* TASK DESCRIPTION:
Write the count of lines that contain the word "styles" and nothing else.

* SUPPLIED DATA:
^^^^^^^^

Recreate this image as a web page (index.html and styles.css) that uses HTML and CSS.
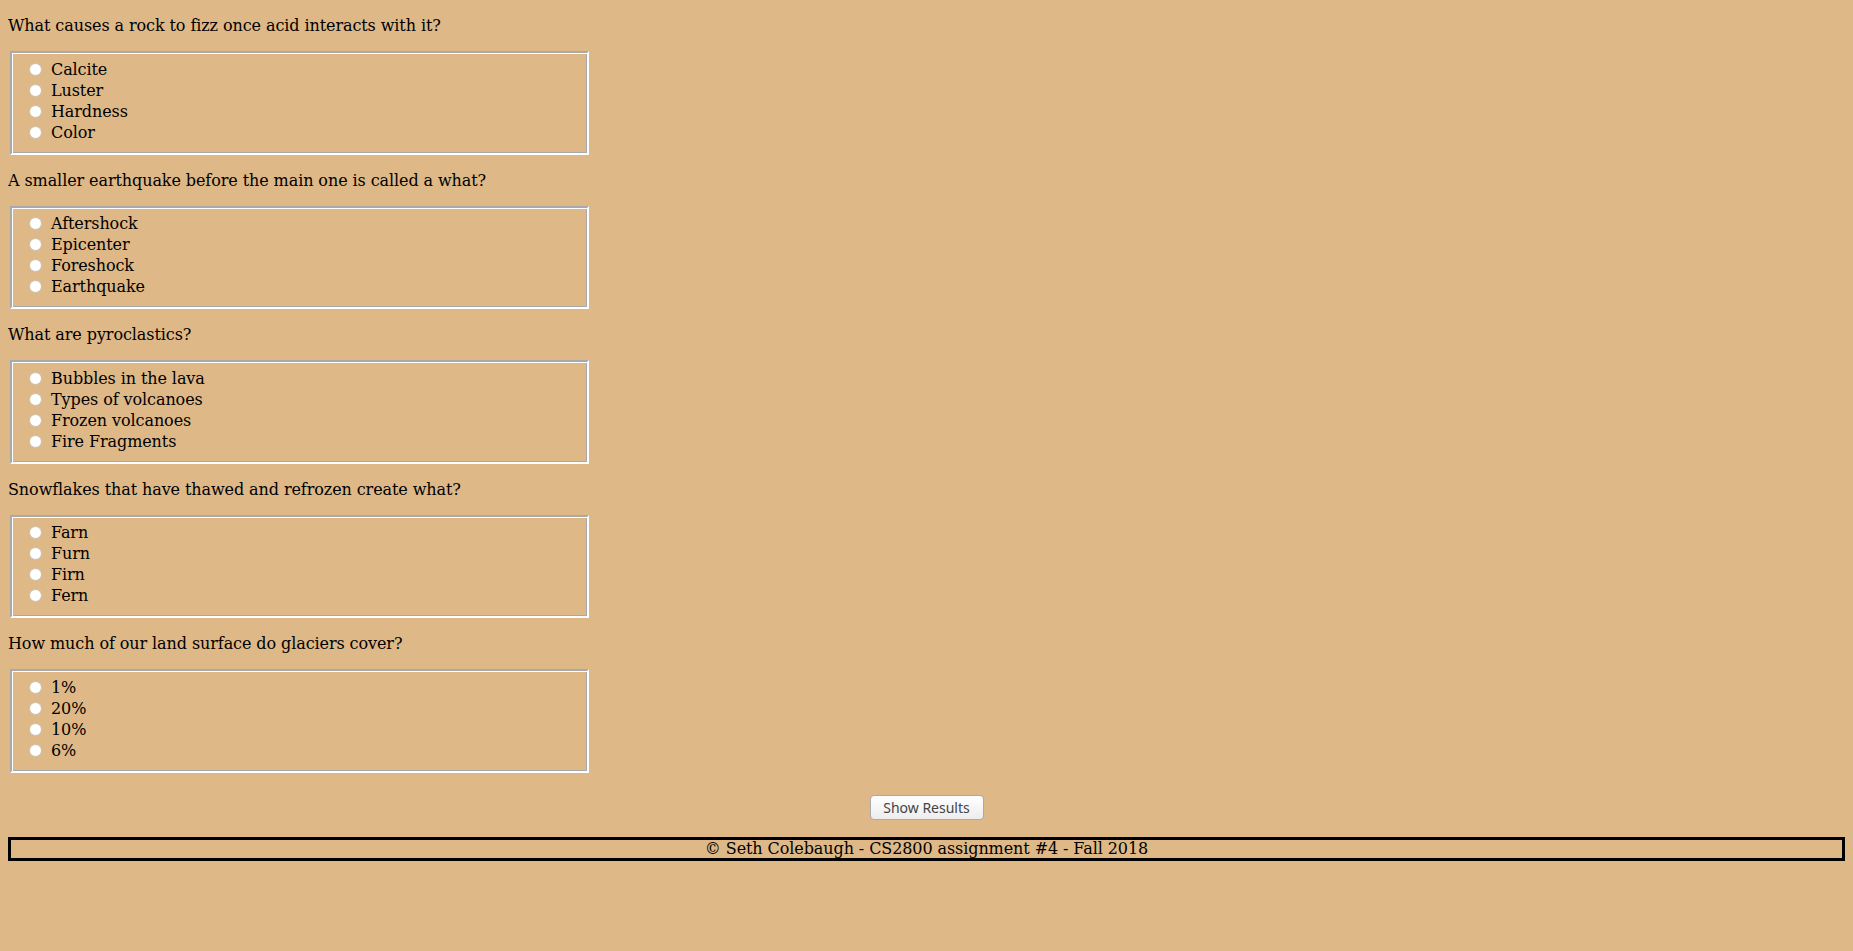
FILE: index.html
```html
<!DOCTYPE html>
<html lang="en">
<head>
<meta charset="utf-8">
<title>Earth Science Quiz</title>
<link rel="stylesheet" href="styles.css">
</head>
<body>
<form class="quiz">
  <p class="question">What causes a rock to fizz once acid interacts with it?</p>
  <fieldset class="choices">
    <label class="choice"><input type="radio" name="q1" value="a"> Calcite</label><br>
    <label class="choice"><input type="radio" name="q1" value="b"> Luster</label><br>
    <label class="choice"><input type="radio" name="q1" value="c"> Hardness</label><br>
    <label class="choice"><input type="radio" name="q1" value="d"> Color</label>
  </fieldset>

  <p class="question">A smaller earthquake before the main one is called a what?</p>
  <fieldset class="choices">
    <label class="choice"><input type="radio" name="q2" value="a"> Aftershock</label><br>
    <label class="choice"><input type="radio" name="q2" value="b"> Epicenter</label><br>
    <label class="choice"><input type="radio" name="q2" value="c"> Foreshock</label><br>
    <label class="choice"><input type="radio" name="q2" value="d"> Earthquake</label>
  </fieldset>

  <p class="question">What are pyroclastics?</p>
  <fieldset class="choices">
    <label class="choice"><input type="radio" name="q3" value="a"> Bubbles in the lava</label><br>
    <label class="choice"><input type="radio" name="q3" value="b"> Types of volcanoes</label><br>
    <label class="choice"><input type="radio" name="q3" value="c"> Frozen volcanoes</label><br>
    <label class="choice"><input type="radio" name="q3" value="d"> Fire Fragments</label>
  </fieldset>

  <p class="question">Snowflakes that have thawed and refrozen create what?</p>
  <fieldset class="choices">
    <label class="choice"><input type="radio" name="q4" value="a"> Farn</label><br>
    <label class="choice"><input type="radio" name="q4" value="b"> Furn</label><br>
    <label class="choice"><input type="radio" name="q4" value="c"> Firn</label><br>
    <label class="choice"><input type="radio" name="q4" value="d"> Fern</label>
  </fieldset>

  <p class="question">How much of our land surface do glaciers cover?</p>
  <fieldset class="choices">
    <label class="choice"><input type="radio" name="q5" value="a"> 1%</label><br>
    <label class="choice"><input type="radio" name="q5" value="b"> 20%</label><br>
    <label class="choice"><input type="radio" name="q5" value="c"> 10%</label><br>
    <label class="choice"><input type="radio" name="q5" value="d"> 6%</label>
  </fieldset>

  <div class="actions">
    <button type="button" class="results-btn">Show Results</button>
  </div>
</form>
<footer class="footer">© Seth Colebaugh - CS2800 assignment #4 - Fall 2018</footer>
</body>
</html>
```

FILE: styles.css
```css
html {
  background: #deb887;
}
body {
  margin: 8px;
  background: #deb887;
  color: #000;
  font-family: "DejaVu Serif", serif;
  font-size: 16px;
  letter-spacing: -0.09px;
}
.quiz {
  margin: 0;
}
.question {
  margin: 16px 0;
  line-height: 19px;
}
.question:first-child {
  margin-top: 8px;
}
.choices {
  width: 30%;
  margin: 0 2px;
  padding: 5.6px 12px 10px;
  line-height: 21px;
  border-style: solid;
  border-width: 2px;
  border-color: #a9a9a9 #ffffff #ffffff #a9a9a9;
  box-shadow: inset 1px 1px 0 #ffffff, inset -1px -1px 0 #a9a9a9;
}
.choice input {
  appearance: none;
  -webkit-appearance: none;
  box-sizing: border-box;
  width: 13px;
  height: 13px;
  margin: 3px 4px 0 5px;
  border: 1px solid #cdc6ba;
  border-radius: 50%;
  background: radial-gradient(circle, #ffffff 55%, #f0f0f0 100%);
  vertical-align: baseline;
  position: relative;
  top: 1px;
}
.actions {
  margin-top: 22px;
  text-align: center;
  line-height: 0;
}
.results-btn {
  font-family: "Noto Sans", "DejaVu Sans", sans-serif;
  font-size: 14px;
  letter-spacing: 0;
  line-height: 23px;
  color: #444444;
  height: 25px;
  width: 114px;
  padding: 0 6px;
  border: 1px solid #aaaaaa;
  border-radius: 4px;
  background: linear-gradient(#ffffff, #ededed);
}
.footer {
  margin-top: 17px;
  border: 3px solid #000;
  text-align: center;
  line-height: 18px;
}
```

^^^^^^^^

* ANSWER BELOW:
3